**WORK REQUIRED**
Find the lines holding "TypeScript" and copy them.

(Part of a data file)
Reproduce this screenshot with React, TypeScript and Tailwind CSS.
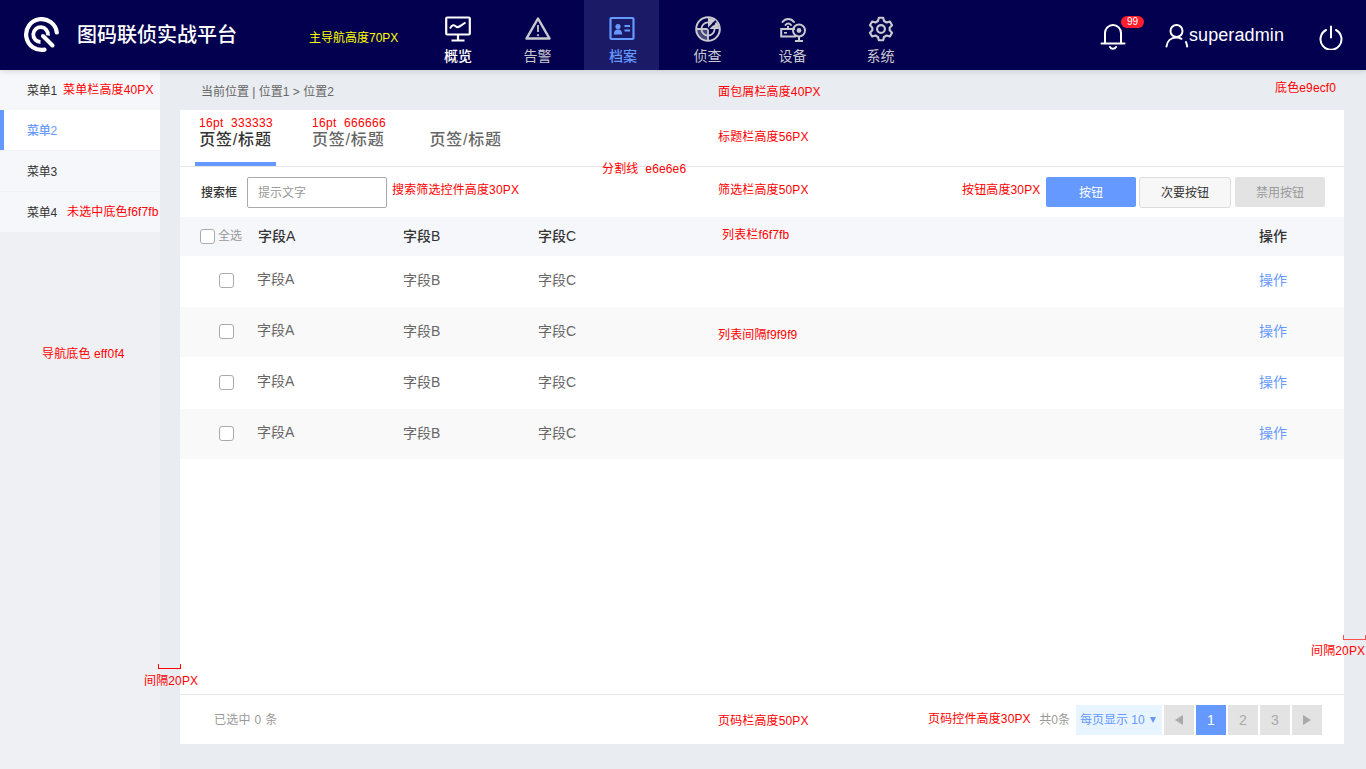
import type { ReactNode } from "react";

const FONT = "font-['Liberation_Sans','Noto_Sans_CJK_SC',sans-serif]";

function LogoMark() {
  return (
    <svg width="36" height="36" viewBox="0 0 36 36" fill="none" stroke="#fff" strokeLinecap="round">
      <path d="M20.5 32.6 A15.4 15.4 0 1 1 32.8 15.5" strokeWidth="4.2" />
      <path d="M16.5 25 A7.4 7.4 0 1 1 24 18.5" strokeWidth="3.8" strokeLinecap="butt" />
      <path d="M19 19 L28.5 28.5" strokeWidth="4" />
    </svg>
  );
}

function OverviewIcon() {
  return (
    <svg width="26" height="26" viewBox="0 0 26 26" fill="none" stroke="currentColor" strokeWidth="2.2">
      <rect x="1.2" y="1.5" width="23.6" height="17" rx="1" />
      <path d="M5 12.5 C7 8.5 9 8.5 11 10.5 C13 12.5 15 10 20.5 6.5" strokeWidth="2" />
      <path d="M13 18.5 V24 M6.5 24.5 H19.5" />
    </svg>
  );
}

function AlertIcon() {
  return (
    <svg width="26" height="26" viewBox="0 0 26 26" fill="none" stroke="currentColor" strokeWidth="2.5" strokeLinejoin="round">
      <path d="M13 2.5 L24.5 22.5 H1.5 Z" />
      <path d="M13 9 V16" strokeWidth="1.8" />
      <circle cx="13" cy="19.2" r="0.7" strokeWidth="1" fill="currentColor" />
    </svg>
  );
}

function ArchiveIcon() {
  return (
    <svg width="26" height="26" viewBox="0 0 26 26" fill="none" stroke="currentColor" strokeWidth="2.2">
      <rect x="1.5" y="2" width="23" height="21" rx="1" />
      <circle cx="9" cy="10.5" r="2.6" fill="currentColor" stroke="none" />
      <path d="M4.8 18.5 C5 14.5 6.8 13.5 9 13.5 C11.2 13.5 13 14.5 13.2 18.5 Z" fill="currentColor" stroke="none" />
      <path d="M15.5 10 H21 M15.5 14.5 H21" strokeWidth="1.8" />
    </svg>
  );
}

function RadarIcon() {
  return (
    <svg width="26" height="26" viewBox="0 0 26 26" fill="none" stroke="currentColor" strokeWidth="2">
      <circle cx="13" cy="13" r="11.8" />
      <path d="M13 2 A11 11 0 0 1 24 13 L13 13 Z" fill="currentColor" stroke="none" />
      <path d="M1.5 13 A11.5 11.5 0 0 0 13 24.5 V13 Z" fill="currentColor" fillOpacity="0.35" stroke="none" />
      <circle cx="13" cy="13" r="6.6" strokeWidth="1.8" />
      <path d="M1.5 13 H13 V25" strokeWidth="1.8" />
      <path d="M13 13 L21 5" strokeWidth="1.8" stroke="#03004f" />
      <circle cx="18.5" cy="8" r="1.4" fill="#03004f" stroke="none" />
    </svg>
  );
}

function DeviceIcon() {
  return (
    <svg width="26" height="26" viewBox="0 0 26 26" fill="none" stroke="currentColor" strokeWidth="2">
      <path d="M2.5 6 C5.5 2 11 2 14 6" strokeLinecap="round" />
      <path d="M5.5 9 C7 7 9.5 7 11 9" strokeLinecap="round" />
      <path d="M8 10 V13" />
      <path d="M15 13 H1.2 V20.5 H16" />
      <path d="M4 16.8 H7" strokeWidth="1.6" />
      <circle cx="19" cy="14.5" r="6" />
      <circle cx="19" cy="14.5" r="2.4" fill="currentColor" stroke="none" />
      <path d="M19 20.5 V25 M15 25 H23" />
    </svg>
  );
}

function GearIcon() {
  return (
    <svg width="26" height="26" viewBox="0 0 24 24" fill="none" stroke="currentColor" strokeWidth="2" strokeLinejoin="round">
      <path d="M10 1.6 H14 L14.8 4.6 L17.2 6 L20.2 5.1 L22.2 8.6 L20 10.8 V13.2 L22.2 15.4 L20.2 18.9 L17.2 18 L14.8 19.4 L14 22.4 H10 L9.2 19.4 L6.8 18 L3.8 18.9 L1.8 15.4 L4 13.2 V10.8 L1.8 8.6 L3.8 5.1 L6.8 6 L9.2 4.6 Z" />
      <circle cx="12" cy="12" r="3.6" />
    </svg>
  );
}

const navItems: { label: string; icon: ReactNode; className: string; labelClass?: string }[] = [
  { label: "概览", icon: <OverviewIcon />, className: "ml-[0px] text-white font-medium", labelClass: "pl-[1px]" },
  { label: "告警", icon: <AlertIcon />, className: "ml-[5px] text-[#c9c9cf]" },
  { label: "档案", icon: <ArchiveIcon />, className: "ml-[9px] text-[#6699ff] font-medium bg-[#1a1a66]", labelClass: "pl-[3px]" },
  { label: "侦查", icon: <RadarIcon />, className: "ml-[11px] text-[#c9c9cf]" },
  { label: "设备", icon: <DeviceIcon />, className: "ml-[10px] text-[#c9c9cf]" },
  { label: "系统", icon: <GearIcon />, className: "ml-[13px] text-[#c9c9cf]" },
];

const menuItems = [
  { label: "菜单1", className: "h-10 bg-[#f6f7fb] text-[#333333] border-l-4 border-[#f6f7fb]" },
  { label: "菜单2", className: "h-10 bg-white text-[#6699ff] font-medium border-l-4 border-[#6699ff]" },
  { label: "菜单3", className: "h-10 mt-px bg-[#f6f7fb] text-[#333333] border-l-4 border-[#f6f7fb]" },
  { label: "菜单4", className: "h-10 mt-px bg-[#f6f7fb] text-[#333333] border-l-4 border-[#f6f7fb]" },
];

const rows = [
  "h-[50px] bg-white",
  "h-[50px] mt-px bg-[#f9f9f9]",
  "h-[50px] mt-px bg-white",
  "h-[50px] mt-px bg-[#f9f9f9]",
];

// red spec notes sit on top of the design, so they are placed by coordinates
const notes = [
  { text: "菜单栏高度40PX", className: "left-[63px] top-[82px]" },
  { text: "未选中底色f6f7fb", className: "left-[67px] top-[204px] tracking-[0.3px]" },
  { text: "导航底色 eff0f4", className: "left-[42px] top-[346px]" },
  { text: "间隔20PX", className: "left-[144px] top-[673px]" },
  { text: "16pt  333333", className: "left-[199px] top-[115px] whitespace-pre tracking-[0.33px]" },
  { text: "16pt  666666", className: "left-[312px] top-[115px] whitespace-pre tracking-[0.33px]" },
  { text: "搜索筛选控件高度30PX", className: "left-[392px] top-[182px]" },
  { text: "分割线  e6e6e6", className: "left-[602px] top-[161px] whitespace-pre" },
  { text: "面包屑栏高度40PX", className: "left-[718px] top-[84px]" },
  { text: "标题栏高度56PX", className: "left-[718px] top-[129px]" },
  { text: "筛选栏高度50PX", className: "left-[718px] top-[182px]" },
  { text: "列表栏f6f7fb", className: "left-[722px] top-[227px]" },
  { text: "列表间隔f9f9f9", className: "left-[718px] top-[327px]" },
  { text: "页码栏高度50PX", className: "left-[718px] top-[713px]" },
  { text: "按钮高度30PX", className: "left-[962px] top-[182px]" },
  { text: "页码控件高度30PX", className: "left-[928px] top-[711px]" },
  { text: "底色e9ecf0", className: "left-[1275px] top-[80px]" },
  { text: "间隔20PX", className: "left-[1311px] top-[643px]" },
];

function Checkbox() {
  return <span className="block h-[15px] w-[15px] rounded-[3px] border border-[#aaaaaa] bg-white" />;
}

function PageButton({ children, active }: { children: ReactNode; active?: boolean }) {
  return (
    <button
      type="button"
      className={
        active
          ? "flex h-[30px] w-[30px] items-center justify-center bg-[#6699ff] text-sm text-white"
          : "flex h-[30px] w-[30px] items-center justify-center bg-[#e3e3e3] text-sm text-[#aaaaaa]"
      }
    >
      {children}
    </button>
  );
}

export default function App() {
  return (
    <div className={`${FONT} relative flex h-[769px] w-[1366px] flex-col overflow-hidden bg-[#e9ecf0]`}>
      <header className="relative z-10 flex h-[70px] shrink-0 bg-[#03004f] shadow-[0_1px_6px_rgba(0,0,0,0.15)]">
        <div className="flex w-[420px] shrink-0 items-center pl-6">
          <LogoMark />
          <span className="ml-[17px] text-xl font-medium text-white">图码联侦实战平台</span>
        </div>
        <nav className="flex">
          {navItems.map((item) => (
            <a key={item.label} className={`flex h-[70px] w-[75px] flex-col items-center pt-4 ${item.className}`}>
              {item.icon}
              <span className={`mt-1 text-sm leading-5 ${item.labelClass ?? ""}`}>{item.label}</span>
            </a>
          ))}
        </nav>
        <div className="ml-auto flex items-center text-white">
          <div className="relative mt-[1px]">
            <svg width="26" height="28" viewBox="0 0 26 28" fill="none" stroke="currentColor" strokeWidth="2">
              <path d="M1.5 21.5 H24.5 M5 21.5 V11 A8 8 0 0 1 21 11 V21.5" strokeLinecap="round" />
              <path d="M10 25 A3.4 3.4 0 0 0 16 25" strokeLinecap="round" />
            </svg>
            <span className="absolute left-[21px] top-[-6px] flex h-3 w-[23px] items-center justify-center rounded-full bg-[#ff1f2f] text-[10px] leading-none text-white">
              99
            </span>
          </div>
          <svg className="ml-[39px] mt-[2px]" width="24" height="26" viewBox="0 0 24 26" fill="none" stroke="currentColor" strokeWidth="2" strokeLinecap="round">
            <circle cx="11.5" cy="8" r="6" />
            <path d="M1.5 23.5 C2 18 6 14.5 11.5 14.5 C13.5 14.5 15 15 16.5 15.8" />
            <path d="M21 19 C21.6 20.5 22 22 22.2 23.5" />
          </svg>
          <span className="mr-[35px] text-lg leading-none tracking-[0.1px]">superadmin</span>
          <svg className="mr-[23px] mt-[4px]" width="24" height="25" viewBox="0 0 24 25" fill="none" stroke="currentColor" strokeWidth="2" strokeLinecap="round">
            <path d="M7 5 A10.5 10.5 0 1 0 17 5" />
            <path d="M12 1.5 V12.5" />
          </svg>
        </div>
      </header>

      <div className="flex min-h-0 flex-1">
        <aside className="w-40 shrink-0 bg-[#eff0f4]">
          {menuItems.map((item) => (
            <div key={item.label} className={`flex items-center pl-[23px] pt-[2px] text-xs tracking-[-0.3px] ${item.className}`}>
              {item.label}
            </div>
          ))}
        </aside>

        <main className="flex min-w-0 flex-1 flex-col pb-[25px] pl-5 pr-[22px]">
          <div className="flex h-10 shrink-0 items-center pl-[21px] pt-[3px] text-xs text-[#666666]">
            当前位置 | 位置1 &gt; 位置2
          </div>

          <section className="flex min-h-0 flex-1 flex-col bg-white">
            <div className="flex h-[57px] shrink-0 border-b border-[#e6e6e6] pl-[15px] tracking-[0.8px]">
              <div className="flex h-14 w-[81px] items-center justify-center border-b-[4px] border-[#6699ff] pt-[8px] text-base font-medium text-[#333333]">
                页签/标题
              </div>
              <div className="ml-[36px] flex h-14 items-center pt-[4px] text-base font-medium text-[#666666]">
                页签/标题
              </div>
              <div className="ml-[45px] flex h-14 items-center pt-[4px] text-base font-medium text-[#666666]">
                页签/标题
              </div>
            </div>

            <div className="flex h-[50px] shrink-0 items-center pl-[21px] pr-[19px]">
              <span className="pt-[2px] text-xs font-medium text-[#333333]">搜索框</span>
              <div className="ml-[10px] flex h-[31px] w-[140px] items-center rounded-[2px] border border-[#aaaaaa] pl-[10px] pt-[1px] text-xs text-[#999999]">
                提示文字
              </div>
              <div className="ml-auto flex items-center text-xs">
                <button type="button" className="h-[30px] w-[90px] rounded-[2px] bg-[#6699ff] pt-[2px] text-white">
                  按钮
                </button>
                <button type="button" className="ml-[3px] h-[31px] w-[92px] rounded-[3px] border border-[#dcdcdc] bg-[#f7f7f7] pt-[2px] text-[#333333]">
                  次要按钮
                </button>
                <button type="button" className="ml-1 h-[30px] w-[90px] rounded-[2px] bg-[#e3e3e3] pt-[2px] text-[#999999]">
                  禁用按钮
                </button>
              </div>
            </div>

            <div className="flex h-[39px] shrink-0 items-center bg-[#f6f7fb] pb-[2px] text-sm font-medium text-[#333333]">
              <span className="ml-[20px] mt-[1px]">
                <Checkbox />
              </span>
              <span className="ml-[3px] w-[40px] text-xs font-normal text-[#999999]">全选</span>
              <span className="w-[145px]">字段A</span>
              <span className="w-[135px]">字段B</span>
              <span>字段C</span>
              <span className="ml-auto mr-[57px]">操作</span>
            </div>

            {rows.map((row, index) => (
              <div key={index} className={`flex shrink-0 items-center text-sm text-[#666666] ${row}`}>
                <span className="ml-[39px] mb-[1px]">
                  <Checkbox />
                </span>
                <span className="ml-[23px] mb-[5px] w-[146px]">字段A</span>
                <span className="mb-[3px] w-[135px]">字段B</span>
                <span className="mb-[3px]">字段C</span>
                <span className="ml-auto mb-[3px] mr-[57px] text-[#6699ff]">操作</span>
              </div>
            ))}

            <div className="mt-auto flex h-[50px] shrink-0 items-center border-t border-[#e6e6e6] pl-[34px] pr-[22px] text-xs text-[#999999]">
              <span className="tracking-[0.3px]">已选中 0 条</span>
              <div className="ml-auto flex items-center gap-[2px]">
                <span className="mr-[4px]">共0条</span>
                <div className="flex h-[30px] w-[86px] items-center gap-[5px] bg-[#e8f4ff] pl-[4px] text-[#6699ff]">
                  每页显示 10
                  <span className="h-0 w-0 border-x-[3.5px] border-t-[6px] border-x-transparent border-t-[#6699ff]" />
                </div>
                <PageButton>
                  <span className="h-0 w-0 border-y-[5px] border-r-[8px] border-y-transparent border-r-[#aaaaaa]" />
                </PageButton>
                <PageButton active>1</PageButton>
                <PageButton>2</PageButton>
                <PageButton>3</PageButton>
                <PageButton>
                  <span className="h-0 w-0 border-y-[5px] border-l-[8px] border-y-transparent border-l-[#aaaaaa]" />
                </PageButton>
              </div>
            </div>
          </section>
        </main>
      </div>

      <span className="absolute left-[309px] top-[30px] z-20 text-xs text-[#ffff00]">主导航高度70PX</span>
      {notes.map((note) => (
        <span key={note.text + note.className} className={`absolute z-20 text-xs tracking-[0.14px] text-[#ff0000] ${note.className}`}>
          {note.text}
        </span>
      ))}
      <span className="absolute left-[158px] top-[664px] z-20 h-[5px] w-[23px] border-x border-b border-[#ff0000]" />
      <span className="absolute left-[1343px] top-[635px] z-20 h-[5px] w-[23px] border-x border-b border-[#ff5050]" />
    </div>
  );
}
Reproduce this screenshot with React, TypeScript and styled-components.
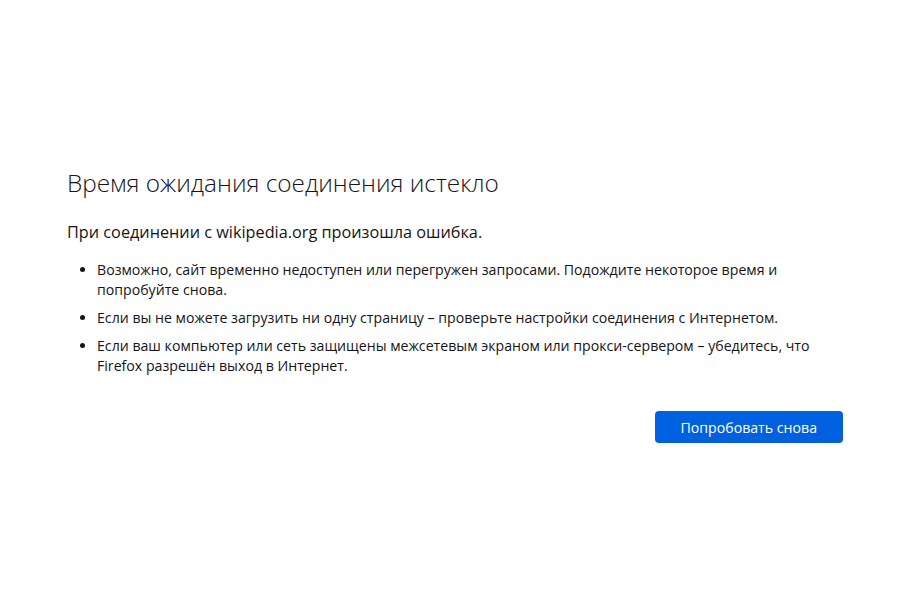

**ANSWER FOR THIS EXERCISE**
Reproduce this screenshot with React, TypeScript and Tailwind CSS.
Reproduce this screenshot with React, TypeScript and styled-components.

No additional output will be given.